On July 4, I was at a party, and I got into conversation with a woman I had just met. You know the rule about not talking about politics or religion, especially at parties? I often run afoul of it. Except this time, it wasn’t I who initiated the conversation.
This woman started telling me how she had left her church because of its teachings on sexuality. She asked me about whether my religion had similar teachings, because she had deeply held beliefs and commitments that she didn’t want to give up.
Not one to sugar-coat things, I told her my church had the same precepts that she rejected. But then I added, “But it’s far, far worse than that. The God I follow doesn’t just want you to conform to His views on sexuality. He wants to own your every thought, your every plan, your dreams, your career, your hobby, your choice of movies – everything! If you don’t want to have to conform to an endless list of demands on your life, you wouldn’t want to follow God. God is totally unreasonable. I don’t know who He thinks He is!”

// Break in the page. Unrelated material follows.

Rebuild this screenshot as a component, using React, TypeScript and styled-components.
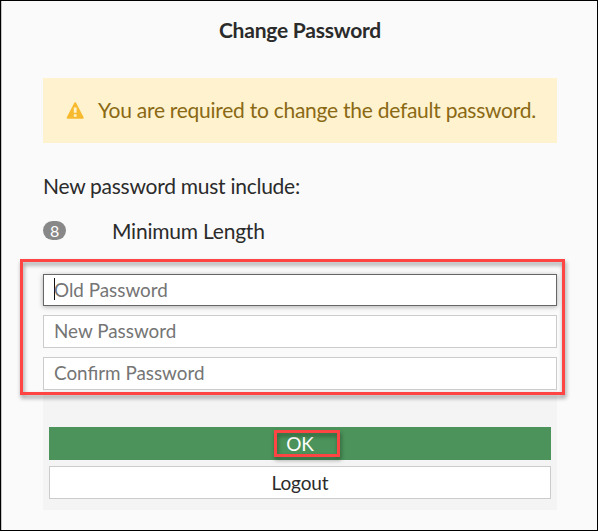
import React from "react";
import styled, { createGlobalStyle } from "styled-components";

const GlobalStyle = createGlobalStyle`
  * { box-sizing: border-box; }
  body { margin: 0; }
`;

const Window = styled.main`
  position: relative;
  width: 598px;
  height: 531px;
  padding: 17px 40px 0 41px;
  border: 1px solid #000;
  background: #fafafa;
  box-shadow: inset 1px 0 0 #c6c6c6;
  color: #2b2b2b;
  font-family: Lato, sans-serif;
  font-size: 21px;
  overflow: hidden;
`;

const Content = styled.div`
  display: flex;
  flex-direction: column;
  width: 514px;
  margin-left: 1px;
`;

const Title = styled.h1`
  margin: 0 0 36px;
  height: 24px;
  font-size: 21px;
  font-weight: 700;
  line-height: 24px;
  letter-spacing: -0.22px;
  text-align: center;
`;

const Alert = styled.div`
  display: flex;
  align-items: center;
  height: 65px;
  padding: 0 0 2px 22px;
  background: #fff2ce;
  color: #8a6914;
  letter-spacing: -0.26px;
  white-space: nowrap;

  svg { margin-right: 13px; flex: none; }
`;

const Lead = styled.p`
  margin: 29px 0 0;
  height: 28px;
  line-height: 28px;
  letter-spacing: -0.26px;
`;

const Rule = styled.div`
  display: flex;
  align-items: center;
  height: 28px;
  margin: 16px 0 30px;
  letter-spacing: -0.22px;
`;

const Badge = styled.span`
  display: flex;
  align-items: center;
  justify-content: center;
  width: 23px;
  height: 19px;
  margin-right: 46px;
  border-radius: 10px;
  background: #888;
  color: #fff;
  font-size: 16px;
  line-height: 19px;
`;

const Fields = styled.div`
  display: flex;
  flex-direction: column;
  gap: 9px;
`;

const Field = styled.div<{ $focused?: boolean }>`
  display: flex;
  align-items: center;
  height: ${(p) => (p.$focused ? 32 : 33)}px;
  padding: 0 0 2px 10px;
  border: 1px solid ${(p) => (p.$focused ? "#666" : "#ccc")};
  background: #fff;
  box-shadow: ${(p) => (p.$focused ? "0 1px 5px rgba(0, 0, 0, 0.3)" : "none")};
  color: #757575;
  font-size: 18.85px;
`;

const Caret = styled.i`
  width: 1px;
  height: 22px;
  margin-right: -1px;
  background: #111;
`;

const Actions = styled.div`
  display: flex;
  flex-direction: column;
  gap: 6px;
  height: 120px;
  padding: 37px 6px 0;
  background: #f4f4f4;
`;

const Button = styled.button<{ $primary?: boolean }>`
  height: 33px;
  padding: 0;
  border: ${(p) => (p.$primary ? "0" : "1px solid #ccc")};
  background: ${(p) => (p.$primary ? "#4b935a" : "#fff")};
  color: ${(p) => (p.$primary ? "#fff" : "#2b2b2b")};
  font: 19px Lato, sans-serif;
  letter-spacing: -0.12px;
`;

const Highlight = styled.div<{ $x: number; $y: number; $w: number; $h: number }>`
  position: absolute;
  left: ${(p) => p.$x - 1}px;
  top: ${(p) => p.$y - 1}px;
  width: ${(p) => p.$w}px;
  height: ${(p) => p.$h}px;
  border: 3px solid #ff4444;
  filter: drop-shadow(1px 3px 2px rgba(0, 0, 0, 0.4));
  pointer-events: none;
`;

const WarningIcon = () => (
  <svg width="20" height="18" viewBox="0 0 20 18">
    <path d="M10.2 2.2 17.7 16.8H2.7Z" fill="#f7ba2f" stroke="#f7ba2f" strokeWidth="2" strokeLinejoin="round" />
    <path d="M8.8 6.5h2.8v5.2H8.8zM8.8 13.2h2.8v2.5H8.8z" fill="#fff2ce" />
  </svg>
);

export default function App() {
  return (
    <>
      <GlobalStyle />
      <Window>
        <Content>
          <Title>Change Password</Title>
          <Alert>
            <WarningIcon />
            <span>You are required to change the default password.</span>
          </Alert>
          <Lead>New password must include:</Lead>
          <Rule>
            <Badge>8</Badge>
            <span>Minimum Length</span>
          </Rule>
          <Fields>
            <Field $focused>
              <Caret />
              Old Password
            </Field>
            <Field>New Password</Field>
            <Field>Confirm Password</Field>
          </Fields>
          <Actions>
            <Button $primary>OK</Button>
            <Button>Logout</Button>
          </Actions>
        </Content>
        <Highlight $x={20} $y={259} $w={545} $h={136} />
        <Highlight $x={274} $y={430} $w={66} $h={27} />
      </Window>
    </>
  );
}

She paused, gave me a confused look, and quietly replied, “Well, He’s God.”
“Yeah, that’s the problem. And He acts like it, too.” She got my point and smiled, and we went back to enjoying our talk about mixed drinks.
I totally get not wanting to subject your life to God. Really. It’s annoying. His demands on my life have been frequently unpleasant, unwelcome, and intrusive. He’s asked me to say no to all kinds of things that I’d much prefer to embrace. The list is long – including not just the specific prohibitions in the Bible – but many otherwise good things that, for reasons of His own, He wants me (not everyone) to forgo.
For instance, I don’t drive the car I’d most like to drive, because I don’t feel His permission to spend the money. He has the annoying habit of often interfering with what I want to buy, read, and eat. Perhaps hardest of all, He wants to own my thoughts, demanding I not think about some things but do think about other things. He says in His Word, “Whatever is true, whatever is right, whatever is noble, whatever is pure, whatever is lovely, whatever is admirable, if anything is excellent or praiseworthy, think about such things.” Geesh. That’s exhausting.
And it’s worse still, because he doesn’t just want me to follow rules and listen for His voice. He wants to own my heart. He wants me to live for Him, be smitten with Him, and desire Him. He’s not looking for a vassal but a lover.
By now, you might be thinking how my God sounds like a megalomaniacal tyrant. Yep. But I get this view of Him from the Bible.
One of the things that is so striking about Jesus is how often He demanded totally unreasonable things. He regularly told people to leave their jobs and their family to wander across the country, often sleeping outside. He told one rich guy to sell everything and follow Him. When the guy “went away sad,” Jesus starts talking about how hard it is for rich people to enter heaven. He tells people to be true to Him, even to the point of being tortured to death, lest He block our entry into heaven. He says to deny yourself daily. Like I said, He’s totally unreasonable.
There are plenty of benefits that I receive by obeying Him. The list is long. But I don’t do/not do these things principally for the benefits, but out of trusting obedience. If there were no God, I’m confident I would live far differently, even if I knew it would hurt me in the long run. I just would.
But since God is my creator and, more importantly, my savior, I agree with the Apostle Paul who wrote, “You are not your own; you were bought at a price.”
If this all sounds terrible to you, you might want nothing to do with God – or at least not my God – and I would respect your decision. He’s not reasonable, and He’s frequently annoying and meddlesome.
But here’s the thing: He’s a good tyrant. He makes these totalitarian demands out of love for us. I confess that I would love to live in a world where I can sleep with whomever I want and whenever I want. (Sorry if you’re shocked.) I also know that would be bad for me and for my family and community. Even for those demands that my more sober self can’t see as critical to my well-being, I’ve come to trust Him enough to submit anyway.
Plus, He’s so good. Perfect, actually. He doesn’t just love, He is Love. And I believe He freely laid down His divinity, walked the earth as a humble man for 33 years, and then willingly took on the sins of the whole world in unspeakable torment (far, far beyond just the visible agony of crucifixion) so I could be in right relationship to God the Father and I could have the promise of eternal life free of sin, suffering, or death. This promise makes me look forward to my death (though I could do without the dying process) because of what – and who -- awaits me. I can’t wait to be with God, because I know He’s not a tyrant but the lover of my soul.
I’ll call that a bargain, the best I ever had, and gladly accept His holy tyranny.